A few of the attendees invited me to join them for lunch at the Bugle, for some Wight ale and crab sandwiches. Neil was from Essex, east of London. He has lived in about 20 places, including Malta, where he had bought a flat just before Brexit and sold it soon after the event when the abrupt change in the exchange rate resulted in an immediate £50,000 profit.
But he wouldn't live in London; he hopes to settle on Wight.
"What if you met someone who said, 'I love you, but I need to live in London'?" I asked.
"No way. Unless she's extremely wealthy. And if she's got a heart condition, it's even better." He paused, wondering whether he had offended me. "Do you get British humor?"
We finished up and I walked as far as the entrance to the Yarmouth pier. The 50-pence pedestrian toll put me off, so I reversed course and, at Malcolm's suggestion, stopped in at a Harvey's grocery to pick up some Isle of Wight gallybagger cheese. I paused for a pastry and tea at Off the Rails, the eatery that occupies the former Yarmouth train station, and then slowly walked back to the Highdown Inn.

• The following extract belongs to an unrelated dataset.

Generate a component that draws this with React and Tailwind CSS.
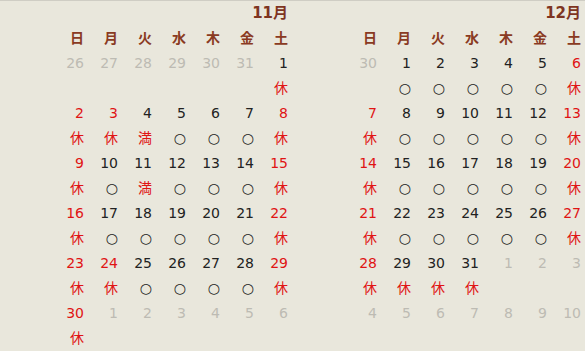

The place was once again busy in the evening hours. I rested for a while and went down just before the kitchen closed at eight. Once again the bar was hopping, so I sat in the back room with a couple from Southampton who came to kayak and a group of three men who rounded the island by bicycle yesterday. We talked about Wight, sports, and politics.
"We settled abortion in nineteen sixty-seven," the man from Southampton said. "It hasn't come up since."
Well, of course.
As I ate my duck-breast starter and whole sea bass, I massaged the muscles in front of my shins by rubbing the back of one leg against the opposite shin. It seemed to help, and somehow the end of today's walk was easier than some of the earlier parts. But tomorrow's walk starts early, and it vies to be my longest to date.